__Given data__.
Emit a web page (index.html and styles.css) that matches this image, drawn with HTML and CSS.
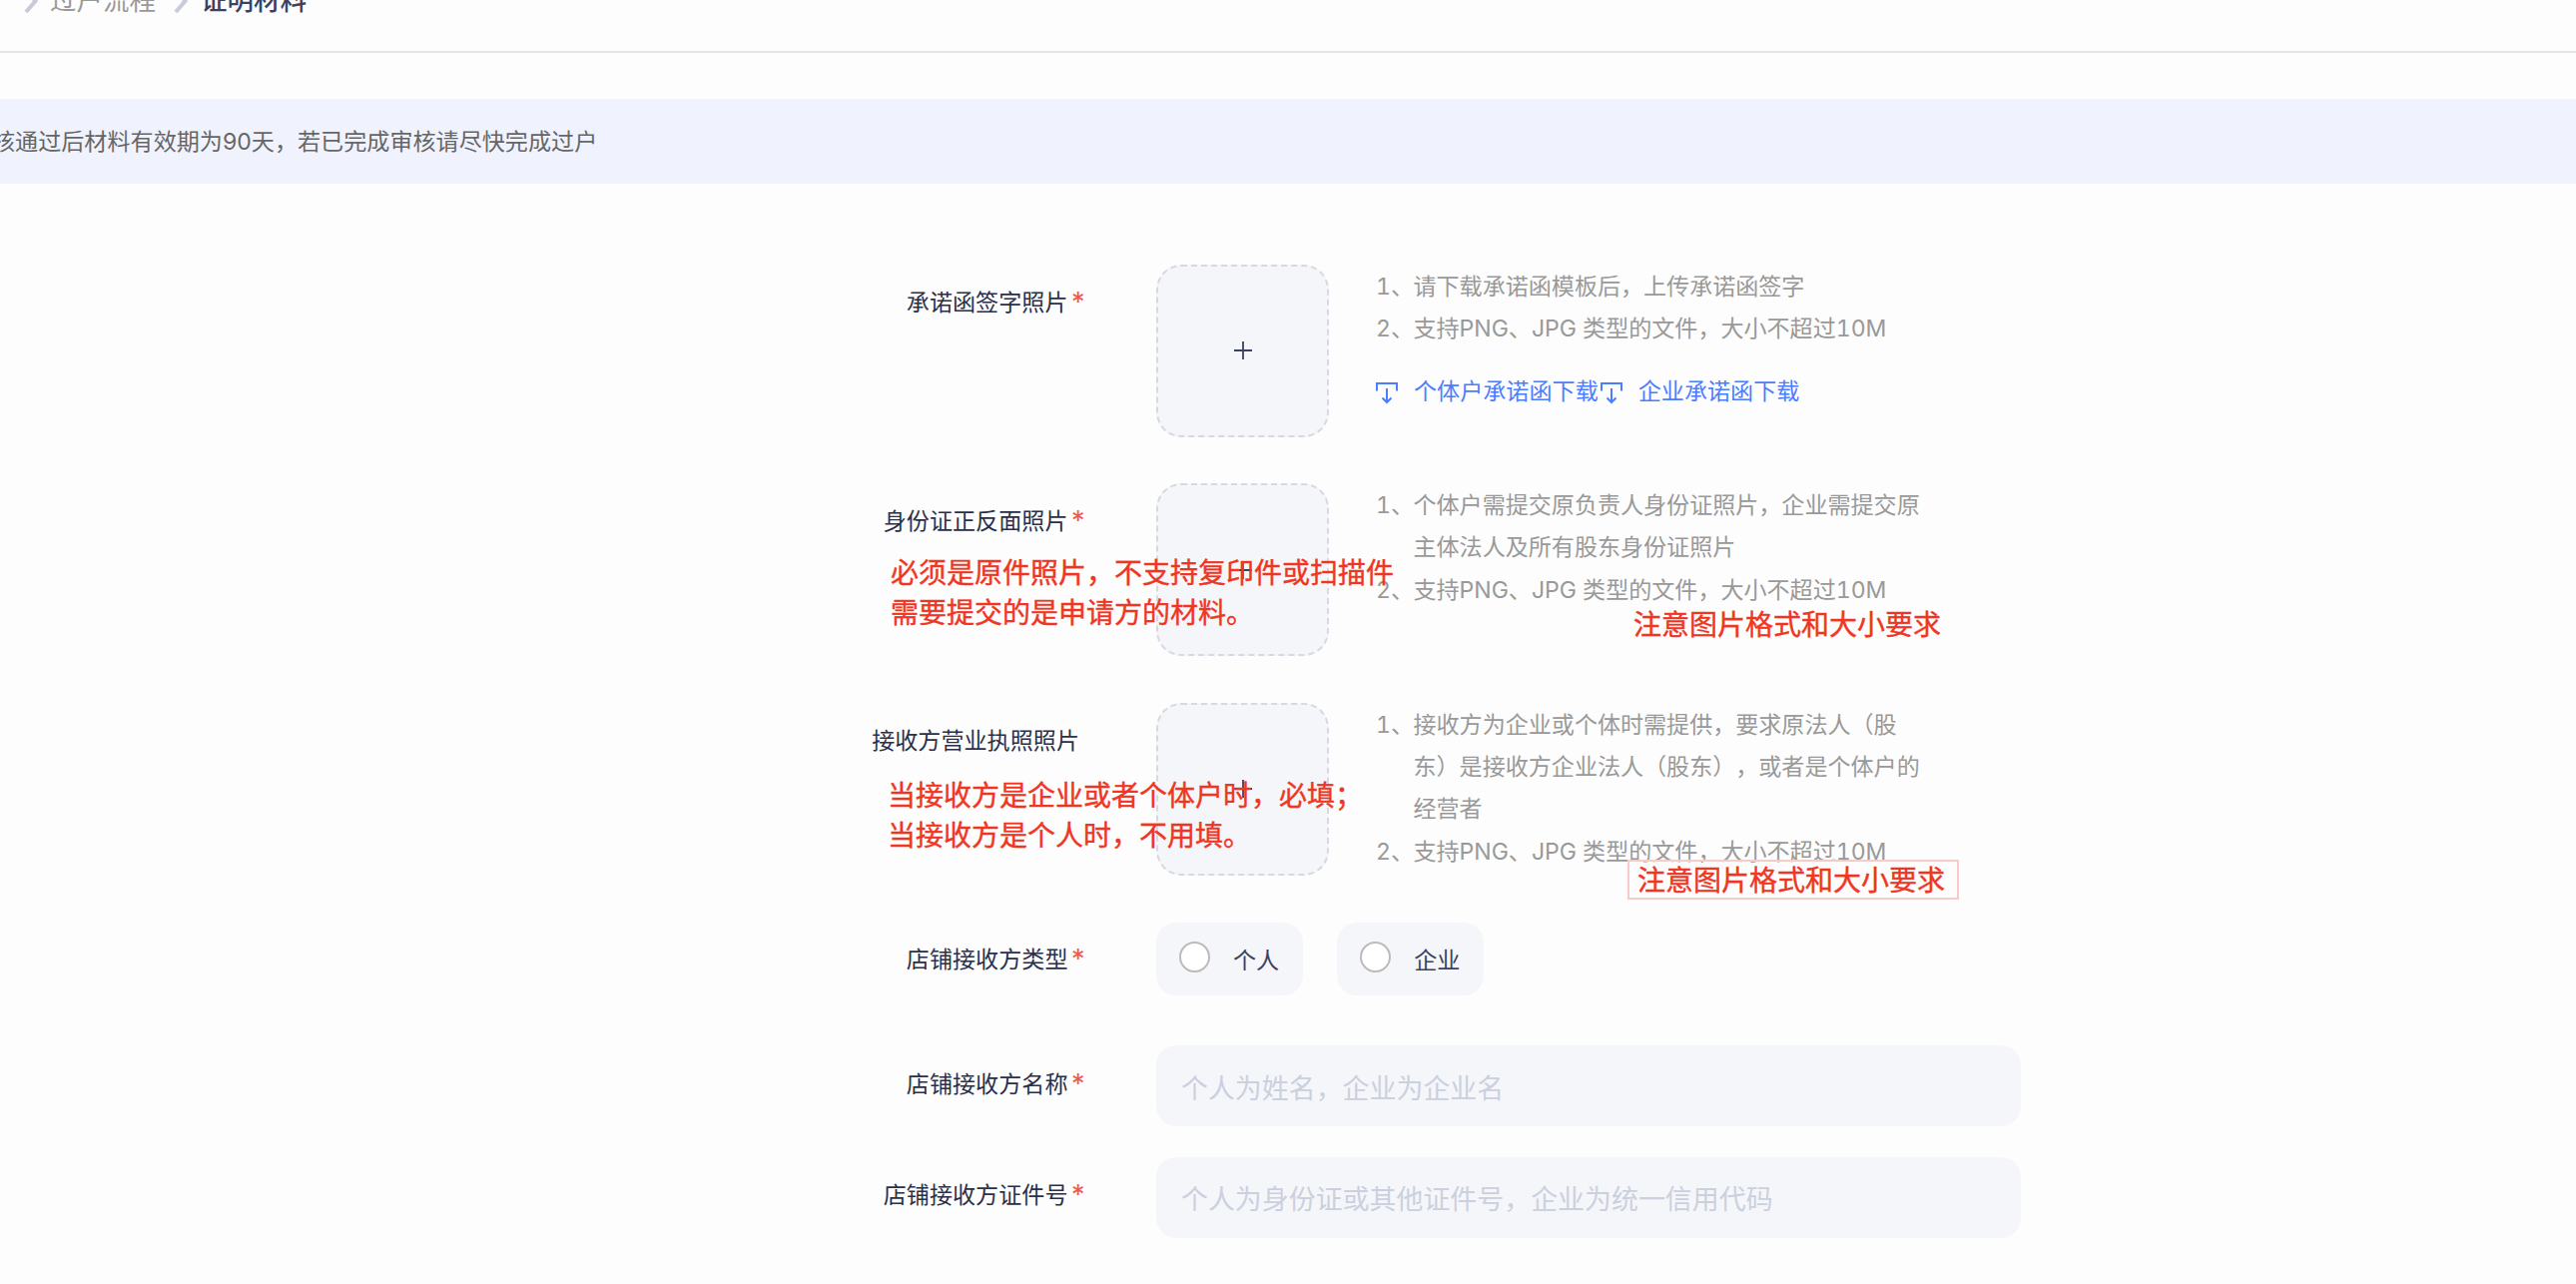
FILE: index.html
```html
<!DOCTYPE html>
<html lang="zh-CN">
<head>
<meta charset="utf-8">
<title>证明材料</title>
<link rel="stylesheet" href="styles.css">
</head>
<body>
<svg class="defs" width="0" height="0" aria-hidden="true">
  <symbol id="plus" viewBox="0 0 18 18"><path d="M9 0v18M0 9h18"/></symbol>
  <symbol id="chevron" viewBox="0 0 14 24"><path d="M2 1l9.500 11L2 23"/></symbol>
  <symbol id="download" viewBox="0 0 22 22"><path d="M1 8.500V1h20v7.500M11 6v14M6.500 15.500L11 20l4.500-4.500"/></symbol>
</svg>

<header class="topbar">
  <nav class="crumbs">
    <svg class="chevron"><use href="#chevron"/></svg>
    <span class="crumb">过户流程</span>
    <svg class="chevron"><use href="#chevron"/></svg>
    <span class="crumb current">证明材料</span>
  </nav>
</header>

<div class="banner"><span>核通过后材料有效期为90天，若已完成审核请尽快完成过户</span></div>

<main class="form">
  <section class="row upload-row">
    <div class="label">承诺函签字照片<i class="req">*</i></div>
    <div class="upload"><svg class="plus"><use href="#plus"/></svg></div>
    <div class="hints">
      <div class="hint"><b>1、</b><span>请下载承诺函模板后，上传承诺函签字</span></div>
      <div class="hint"><b>2、</b><span>支持PNG、JPG 类型的文件，大小不超过10M</span></div>
      <div class="links">
        <a class="link"><svg class="download"><use href="#download"/></svg>个体户承诺函下载</a>
        <a class="link"><svg class="download"><use href="#download"/></svg>企业承诺函下载</a>
      </div>
    </div>
  </section>

  <section class="row upload-row">
    <div class="label">身份证正反面照片<i class="req">*</i></div>
    <div class="upload"><svg class="plus"><use href="#plus"/></svg></div>
    <div class="hints">
      <div class="hint"><b>1、</b><span>个体户需提交原负责人身份证照片，企业需提交原<br>主体法人及所有股东身份证照片</span></div>
      <div class="hint"><b>2、</b><span>支持PNG、JPG 类型的文件，大小不超过10M</span></div>
    </div>
    <p class="note note-original">必须是原件照片，不支持复印件或扫描件<br>需要提交的是申请方的材料。</p>
    <p class="note note-format">注意图片格式和大小要求</p>
  </section>

  <section class="row upload-row">
    <div class="label optional">接收方营业执照照片</div>
    <div class="upload"><svg class="plus"><use href="#plus"/></svg></div>
    <div class="hints">
      <div class="hint"><b>1、</b><span>接收方为企业或个体时需提供，要求原法人（股<br>东）是接收方企业法人（股东），或者是个体户的<br>经营者</span></div>
      <div class="hint"><b>2、</b><span>支持PNG、JPG 类型的文件，大小不超过10M</span></div>
    </div>
    <p class="note note-license">当接收方是企业或者个体户时，必填；<br>当接收方是个人时，不用填。</p>
    <p class="note note-boxed">注意图片格式和大小要求</p>
  </section>

  <section class="row radio-row">
    <div class="label">店铺接收方类型<i class="req">*</i></div>
    <div class="options">
      <label class="option"><span class="dot"></span>个人</label>
      <label class="option"><span class="dot"></span>企业</label>
    </div>
  </section>

  <section class="row input-row">
    <div class="label">店铺接收方名称<i class="req">*</i></div>
    <input class="field" type="text" placeholder="个人为姓名，企业为企业名">
  </section>

  <section class="row input-row">
    <div class="label">店铺接收方证件号<i class="req">*</i></div>
    <input class="field" type="text" placeholder="个人为身份证或其他证件号，企业为统一信用代码">
  </section>
</main>
</body>
</html>
```
FILE: styles.css
```css
* { box-sizing: border-box; }

body {
  margin: 0;
  width: 2580px;
  height: 1286px;
  overflow: hidden;
  background: #fdfdfd;
  color: #2a3049;
  font: 23.1px/42.4px Inter, "Noto Sans CJK SC", sans-serif;
  text-spacing-trim: space-all;
}

svg { fill: none; stroke: currentColor; flex: none; }
.defs { position: absolute; }

/* Breadcrumb bar, scrolled partly out of view */
.topbar {
  display: flow-root;
  height: 53px;
  border-bottom: 2px solid #e5e6ec;
}
.crumbs {
  display: flex;
  align-items: center;
  height: 24px;
  margin-top: -12px;
  padding-left: 24px;
  font-size: 26.5px;
  line-height: 24px;
  color: #999;
}
.crumb { width: 124px; margin-top: -1px; white-space: nowrap; }
.crumbs .crumb:first-of-type { margin-left: 12px; }
.crumbs .current { margin-left: 13px; font-weight: 500; color: #3b4160; }
.chevron { width: 14px; height: 24px; margin-top: 2px; stroke-width: 4; color: #c9ccd6; }

/* Notice strip */
.banner {
  display: flex;
  align-items: center;
  height: 85px;
  margin-top: 46px;
  padding-top: 2px;
  background: #f0f3fe;
  color: #666;
  white-space: nowrap;
}
.banner span { margin-left: -8px; }

.form {
  display: flex;
  flex-direction: column;
  padding-top: 80.500px;
}
.row { position: relative; display: flex; }
.upload-row { height: 219.5px; }
.radio-row { height: 124px; padding-top: .8px; }
.input-row { height: 111.5px; }

.label {
  width: 1158px;
  padding: 17px 71.500px 0 0;
  text-align: right;
  white-space: nowrap;
}
.optional { padding-right: 77px; }
.radio-row .label { padding-top: 16px; }
.input-row .label { padding-top: 17.500px; }
.req {
  display: inline-block;
  width: 14px;
  margin-left: 3px;
  font-size: 27px;
  font-style: normal;
  line-height: 20px;
  vertical-align: -1px;
  color: #f0584a;
}

.upload {
  display: flex;
  align-items: center;
  justify-content: center;
  width: 173px;
  height: 173px;
  border: 2px dashed #d7d9e0;
  border-radius: 25px;
  background: #f5f6f9;
}
.plus { width: 18px; height: 18px; stroke-width: 1.8; color: #3b4160; }

.hints {
  margin-left: 47px;
  padding-top: 1px;
  color: #999;
  white-space: nowrap;
  font-variant-numeric: tabular-nums;
}
.hint { display: flex; }
.hint b { width: 37.500px; font-weight: 400; }
.hint span { letter-spacing: -.04px; }
.links { display: flex; gap: 2px; margin-top: 21px; color: #4c7dff; }
.link { display: flex; align-items: center; }
.download { width: 22px; height: 22px; margin: 2px 16px 0 0; stroke-width: 2; }

.options { display: flex; gap: 34.500px; }
.option {
  display: flex;
  align-items: center;
  width: 146.700px;
  height: 73.500px;
  padding: 3px 0 0 23px;
  border-radius: 20px;
  background: #f5f6f9;
  color: #3b4160;
}
.dot {
  width: 31px;
  height: 31px;
  margin: -8px 23px 0 0;
  border: 2px solid #bbb;
  border-radius: 50%;
  background: #fff;
}

.field {
  width: 866px;
  height: 81px;
  padding: 5px 25px 0;
  border: 0;
  border-radius: 20px;
  background: #f5f6f9;
  font: 26.95px Inter, "Noto Sans CJK SC", sans-serif;
}
.field::placeholder { color: #cbd0df; opacity: 1; }

/* Red annotations laid over the form */
.note {
  position: absolute;
  margin: 0;
  font-size: 28px;
  line-height: 40px;
  color: #f03522;
  -webkit-text-stroke: .4px #f03522;
  white-space: nowrap;
}
.note-original { left: 892px; top: 70px; }
.note-format { left: 1636px; top: 122px; }
.note-license { left: 889px; top: 73px; }
.note-boxed {
  left: 1630px;
  top: 157px;
  width: 332px;
  height: 40px;
  padding-left: 8px;
  border: 2px solid #f9cbc8;
  line-height: 38px;
}
```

__Requirement__.
From the data above, copy each line that has the string "index".

__Expected answer__.
Emit a web page (index.html and styles.css) that matches this image, drawn with HTML and CSS.
FILE: index.html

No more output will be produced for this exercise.